To outsiders, it might sound like you think you’ve built the perfect school system. But we’re guessing you see Trussville City Schools as a “work in progress.”
We know we’re not perfect. Change takes time and we’re just two years old. We know we have some problems and we’re going after them. For example, we have some issues with kids dropping out of school. Why is that happening? Our data tells us that kids don’t see learning as purposeful. It’s not relevant to them. And because of that, we’re having to look seriously at how we do what we do.
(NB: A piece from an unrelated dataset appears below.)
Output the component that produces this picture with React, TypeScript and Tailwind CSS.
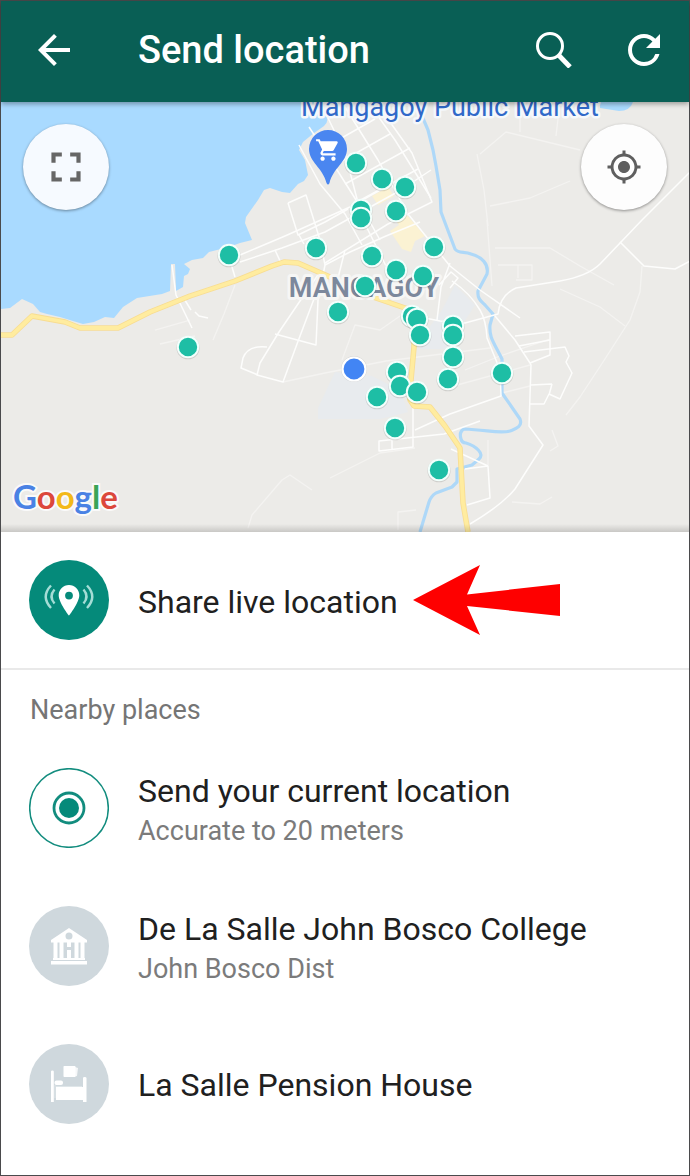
import React from 'react';
import {
  MdArrowBack,
  MdFullscreen,
  MdGpsFixed,
  MdRefresh,
  MdShoppingCart,
} from 'react-icons/md';

interface Place {
  title: string;
  subtitle?: string;
  icon: React.ReactNode;
}

interface PlaceRowProps {
  place: Place;
}

const PLACE_DOTS: [number, number][] = [
  [356, 163],
  [382, 179],
  [405, 187],
  [361, 210],
  [361, 218],
  [396, 211],
  [434, 247],
  [316, 248],
  [229, 255],
  [372, 256],
  [396, 270],
  [423, 276],
  [365, 286],
  [338, 312],
  [412, 316],
  [417, 319],
  [420, 335],
  [453, 326],
  [453, 335],
  [453, 357],
  [448, 379],
  [502, 373],
  [188, 347],
  [397, 372],
  [400, 386],
  [417, 392],
  [377, 397],
  [395, 428],
  [439, 470],
];

const WATER =
  'M0 102H318L325 114Q330 121 324 126Q312 134 303 142L299 150L305 160L308 175L304 181L298 184L290 193L282 192L270 188L264 190L258 200L246 217L245 223L252 240L240 243L229 247L209 252L203 258L192 260L184 264L190 269L188 274L184 276L183 287L176 291L175 264L171 264L170 291L162 294L137 298L123 307L114 318L105 317L94 322L83 324L73 321L60 317L47 314L40 312L33 304L22 299L10 308L0 309Z';

const MAIN_ROAD =
  'M0 335H12L32 316L65 322L80 328H118L150 312L190 296L235 281L272 266L284 262L298 263L330 277L373 297L408 309L414 325L414 347L411 380L410 400L414 406L430 407L445 426L460 448L463 503L468 532';

const RIVER =
  'M424 102L422 116L428 130L433 150L436 166L440 190L441 212L447 228L455 249C458 254 465 251 471 254C482 257 489 264 487 274L478 291C477 299 482 302 485 305L493 314L490 325C489 337 493 341 502 359V393L520 419C523 427 515 429 510 431C500 434 488 430 464 429C458 432 460 443 466 443C476 446 485 454 479 459L472 465L457 469V482L452 487L436 493Q431 496 429 502L420 532';

const ROADS = [
  'M690 172L642 220L600 264Q588 276 560 281L516 288Q500 295 498 314L465 323L440 321L415 316',
  'M620 242L644 266L675 269L690 261',
  'M452 281Q470 293 480 310Q486 320 487 338L500 370L501 396L450 414L415 430',
  'M495 316L515 340L530 363L531 365L529 426L543 445L515 489Q502 505 470 524',
  'M515 336L550 332V355L530 363M519 346L550 340M524 352L565 347L569 356L566 362L572 373L560 399L549 394L544 404L530 404M552 384L549 395M531 385L552 384',
  'M465 469L488 466L490 498L467 505M451 449L488 466',
  'M328 118L345 153L362 218L388 270M299 145L320 184L345 214L362 245',
  'M309 127L332 162L370 222L380 240M345 107L378 160L408 214L450 266L480 290L520 318',
  'M368 102L395 140L431 198',
  'M390 122L412 153L432 202L388 224L325 263',
  'M240 255L285 236L350 207L405 176M240 262L282 248L325 232L401 190L431 170',
  'M288 203L306 195L316 227L320 240L325 265L318 300L316 345L275 334',
  'M288 203L298 235L325 222L348 209M275 250L281 263M299 235L304 244',
  'M324 148L375 119M333 166L390 134M345 184L410 148M357 202L418 169',
  'M320 272L300 301L279 332L260 363L257 375L283 382L297 344L320 283',
  'M267 347Q248 345 243 358L241 368L258 375',
  'M345 250L338 278M325 265L350 252L386 236L420 222',
  'M450 263L441 287L437 320M439 285L451 272L458 278L450 288',
  'M172 265L176 295L192 328M183 297L191 310M195 312L199 316L208 318',
  'M229 257L235 277',
  'M413 406V447L379 451V441L444 434L480 421M392 440V450',
];

const MINOR_ROADS = [
  'M480 154L506 132L580 150M477 154L484 190L488 226M490 206L530 198L570 181',
  'M487 220L492 286M495 248H550L580 266L614 285M498 265H532V280H516M518 265V278',
  'M560 289L600 307L625 326M642 266L640 292L630 320L603 362L580 397L566 415',
  'M283 382L325 373L386 361L490 348M342 360L355 325L380 330L400 316',
  'M465 370L500 356L550 339M450 387L530 365M502 393L530 386',
  'M415 448L380 453L352 467L330 478M312 490L290 475L282 480L252 515L248 528',
  'M552 430L558 446L550 451M488 440V465M398 530V512L416 510',
  'M155 330L190 320M160 344L195 336M213 340L224 314L235 285',
  'M520 102V132M560 102L556 136',
  'M512 502L540 504L552 497',
];

const PLACES: Place[] = [
  {
    title: 'Send your current location',
    subtitle: 'Accurate to 20 meters',
    icon: <CurrentLocationIcon />,
  },
  {
    title: 'De La Salle John Bosco College',
    subtitle: 'John Bosco Dist',
    icon: <CollegeIcon />,
  },
  {
    title: 'La Salle Pension House',
    icon: <BedIcon />,
  },
];

function SearchIcon() {
  return (
    <svg
      className="size-9"
      viewBox="0 0 36 36"
      fill="none"
      stroke="currentColor"
      aria-hidden="true"
    >
      <circle cx="14" cy="14" r="12.5" strokeWidth="3" />
      <path d="M23 23.5L34 35" strokeWidth="4.8" />
    </svg>
  );
}

function LiveLocationIcon() {
  return (
    <svg className="size-20 shrink-0" viewBox="0 0 80 80" aria-hidden="true">
      <circle cx="40" cy="40" r="40" fill="#058a7a" />
      <path
        fill="#fff"
        fillRule="evenodd"
        d="M40 25C34.3 25 29.7 29.5 29.7 35.2C29.7 42.5 40 55.6 40 55.6S50.3 42.5 50.3 35.2C50.3 29.5 45.7 25 40 25ZM40 31.7A3.9 3.9 0 1 1 40 39.5A3.9 3.9 0 0 1 40 31.7Z"
      />
      <g fill="none" stroke="#a5ddd6" strokeWidth="2.4">
        <path d="M25.5 29.5Q19.5 36.5 25.5 43.5M22 25.5Q11.5 36.5 22 48" />
        <path d="M54.5 29.5Q60.5 36.5 54.5 43.5M58 25.5Q68.5 36.5 58 48" />
      </g>
    </svg>
  );
}

function CurrentLocationIcon() {
  return (
    <svg
      className="size-20 shrink-0"
      viewBox="0 0 80 80"
      fill="none"
      stroke="#128c7e"
      aria-hidden="true"
    >
      <circle cx="40" cy="40" r="39.3" strokeWidth="1.5" />
      <circle cx="40" cy="40" r="15" strokeWidth="2.8" />
      <circle cx="40" cy="40" r="10" fill="#058a7a" stroke="none" />
    </svg>
  );
}

function CollegeIcon() {
  return (
    <svg className="size-20 shrink-0" viewBox="0 0 80 80" aria-hidden="true">
      <circle cx="40" cy="40" r="40" fill="#cfd8dd" />
      <g fill="#fff">
        <path
          fillRule="evenodd"
          d="M40 22L58 34V36.5H22V34ZM40 26.5A3.5 3.5 0 1 0 40 33.5A3.5 3.5 0 1 0 40 26.5Z"
        />
        <path d="M24.5 36H28.5V53H24.5ZM30.5 36H34.5V53H30.5ZM45.5 36H49.5V53H45.5ZM51.5 36H55.5V53H51.5Z" />
        <path d="M38 36H42V41H38ZM38 44H42V53H38ZM24 52H56V54H24ZM22 55H58V58.5H22Z" />
      </g>
    </svg>
  );
}

function BedIcon() {
  return (
    <svg className="size-20 shrink-0" viewBox="0 0 80 80" aria-hidden="true">
      <circle cx="40" cy="40" r="40" fill="#cfd8dd" />
      <g fill="#fff">
        <path d="M22 27.5Q22 26.5 23.4 26.5T24.8 27.5V56H27V43H54V34Q54 33 55.7 33T57.5 34V58H54V56H24.8V58H22Z" />
        <rect x="25.5" y="36.5" width="8.5" height="4.5" rx="2" />
        <rect x="34.5" y="22" width="12" height="11" rx="0.8" />
        <path d="M46 23L49 24L48 32L44 33Z" opacity="0.8" />
      </g>
      <path d="M27 42.5H53M26 41V54" stroke="#dfe6e9" strokeWidth="1" />
    </svg>
  );
}

function MapCanvas() {
  return (
    <svg
      className="block size-full"
      viewBox="1 102 688 430"
      preserveAspectRatio="xMidYMid slice"
      role="img"
      aria-label="Map of Mangagoy"
    >
      <rect x="0" y="102" width="690" height="430" fill="#ecebe8" />
      <path d="M600 102H633Q630 111 619 111L600 108Z" fill="#a9daff" />
      <path
        d="M335 372L318 408V419H380L408 412L400 390L372 376ZM455 285L442 310L420 340V349H447L475 305Z"
        fill="#e8ebee"
      />
      <path
        d="M372 196L388 187L394 196L378 205ZM390 231L399 225L396 221L407 215L425 236L415 241L411 252L402 249Z"
        fill="#fbf2d3"
      />
      <path d={WATER} fill="#a9daff" />

      <g fill="none" strokeLinejoin="round">
        <g stroke="#f4f3f1" strokeWidth="1.3">
          {MINOR_ROADS.map((d) => (
            <path key={d} d={d} />
          ))}
        </g>
        <path d={RIVER} stroke="#aed8f8" strokeWidth="3.2" />
        <g stroke="#fdfdfc" strokeWidth="1.5">
          {ROADS.map((d) => (
            <path key={d} d={d} />
          ))}
        </g>
        <path d={MAIN_ROAD} stroke="#f8dd92" strokeWidth="5.5" />
        <path d={MAIN_ROAD} stroke="#ffec9f" strokeWidth="3.8" />
      </g>

      <g
        fontFamily="Roboto, sans-serif"
        textAnchor="middle"
        paintOrder="stroke"
        strokeLinejoin="round"
      >
        <text
          x="450"
          y="116"
          fontSize="27"
          fill="#3069c9"
          stroke="#f5f8fb"
          strokeWidth="5"
        >
          Mangagoy Public Market
        </text>
        <text
          x="364"
          y="297"
          fontSize="27"
          fontWeight="600"
          fill="#7c889c"
          stroke="#f6f6f5"
          strokeWidth="6"
        >
          MANGAGOY
        </text>
      </g>

      <path
        d="M328 130A19 19 0 0 1 347 149C347 162 333 168 329.5 183Q328 186 326.5 183C323 168 309 162 309 149A19 19 0 0 1 328 130Z"
        fill="#4a86f0"
      />
      <MdShoppingCart x="315" y="137" size={26} color="#fff" />

      {PLACE_DOTS.map(([x, y]) => (
        <g key={`${x}-${y}`}>
          <circle cx={x} cy={y + 0.7} r="11.6" fill="#000" opacity="0.12" />
          <circle
            cx={x}
            cy={y}
            r="10.2"
            fill="#1ebea5"
            stroke="#f2fffc"
            strokeWidth="2"
          />
        </g>
      ))}
      <circle cx="354" cy="369" r="13" fill="#000" opacity="0.1" />
      <circle
        cx="354"
        cy="369"
        r="11.5"
        fill="#4285f4"
        stroke="#fff"
        strokeWidth="2.2"
      />
    </svg>
  );
}

function GoogleLogo() {
  return (
    <div className="absolute bottom-4 left-3 font-['Lato',sans-serif] text-[33px] leading-10 font-bold [paint-order:stroke] [-webkit-text-stroke:4px_#fafafa]">
      <span className="text-[#4a82e4]">G</span>
      <span className="text-[#dc483c]">o</span>
      <span className="text-[#f3b91a]">o</span>
      <span className="text-[#4a82e4]">g</span>
      <span className="text-[#3aa456]">l</span>
      <span className="text-[#dc483c]">e</span>
    </div>
  );
}

function PlaceRow({ place }: Readonly<PlaceRowProps>) {
  return (
    <li>
      <button
        type="button"
        className="flex w-full items-center gap-[29px] px-7 py-[29px] text-left"
      >
        {place.icon}
        <span className="flex min-w-0 flex-col gap-1 pt-0.5">
          <span className="text-[32px] leading-10 text-[#202020]">
            {place.title}
          </span>
          {place.subtitle && (
            <span className="text-[27px] leading-8 text-[#7b7b7b]">
              {place.subtitle}
            </span>
          )}
        </span>
      </button>
    </li>
  );
}

export default function App() {
  return (
    <div className="flex min-h-screen flex-col border border-[#4a4a4c] bg-white font-['Roboto',sans-serif]">
      <header className="relative z-10 flex h-[101px] items-center bg-[#095f55] pr-[21px] pb-1 pl-[29px] text-white shadow-[0_2px_5px_rgba(0,0,0,0.35)]">
        <button type="button" aria-label="Back">
          <MdArrowBack className="size-12" />
        </button>
        <h1 className="ml-[60px] flex-1 text-[38px] leading-10 font-medium">
          Send location
        </h1>
        <button type="button" aria-label="Search" className="mr-12">
          <SearchIcon />
        </button>
        <button type="button" aria-label="Refresh">
          <MdRefresh className="size-12" />
        </button>
      </header>

      <main>
        <section className="relative h-[430px] overflow-hidden">
          <MapCanvas />
          <button
            type="button"
            aria-label="Expand map"
            className="absolute top-[22px] left-[22px] flex size-[86px] items-center justify-center rounded-full bg-[#f6faff] text-[#666] shadow-[0_1px_3px_rgba(0,0,0,0.4)]"
          >
            <MdFullscreen className="size-[50px]" />
          </button>
          <button
            type="button"
            aria-label="My location"
            className="absolute top-[22px] right-[22px] flex size-[86px] items-center justify-center rounded-full bg-[#fdfdfd] text-[#5f5f5f] shadow-[0_1px_3px_rgba(0,0,0,0.4)]"
          >
            <MdGpsFixed className="size-9" />
          </button>
          <GoogleLogo />
          <div className="absolute inset-x-0 bottom-0 h-2 bg-linear-to-b from-transparent to-black/15" />
        </section>

        <button
          type="button"
          className="flex w-full items-center gap-[29px] border-b-2 border-[#e9e9e9] px-7 py-7 text-left"
        >
          <LiveLocationIcon />
          <span className="pt-1 text-[32px] leading-10 text-[#202020]">
            Share live location
          </span>
          <svg
            className="-ml-3.5 h-[70px] w-[147px] shrink-0"
            viewBox="0 0 147 70"
            fill="#fe0000"
            aria-hidden="true"
          >
            <path d="M0 35L67 0L54 29.5L147 19V51L54 41L67 70Z" />
          </svg>
        </button>

        <section>
          <h2 className="px-[29px] pt-6 pb-[13px] text-[27px] leading-8 text-[#757575]">
            Nearby places
          </h2>
          <ul>
            {PLACES.map((place) => (
              <PlaceRow key={place.title} place={place} />
            ))}
          </ul>
        </section>
      </main>
    </div>
  );
}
First we needed to get clear about the content we teach. That was Part One. Now we have come to Part Two: Let’s make learning more engaging for kids. Let’s find ways to make hard-to-learn, hard-to-teach things more accessible. Kids need to understand force, speed and momentum; they need to know polynomials; they need to know grammar and historical milestones. But how do we do it in a way that’s very authentic for kids, so it’s not just something you’ve memorized to put on a test, but you’ve really learned it deeply because you’ve used it to do something that’s meaningful to you and analyzed the results. That takes us to Bloom’s Taxonomy and the higher levels of learning.
Kids have said to us in our own survey data, “I want to be challenged. I want to learn things that I can use one day in real life. And I don’t mind working hard to do it.” What they are really saying is: “Awaken me. Make learning so interesting that I wouldn’t even think of dropping out.”
Moving from “good to great” is hard work. Is it difficult to keep up the momentum?
You know, it’s easy to want to back off and slow down a little bit, but we’re pretty passionate about all this, and we don’t want to miss opportunities for kids. We really need to keep ourselves on this road. We’re trying to do a lot of things at one time, but we feel like we’re real close to turning the corner.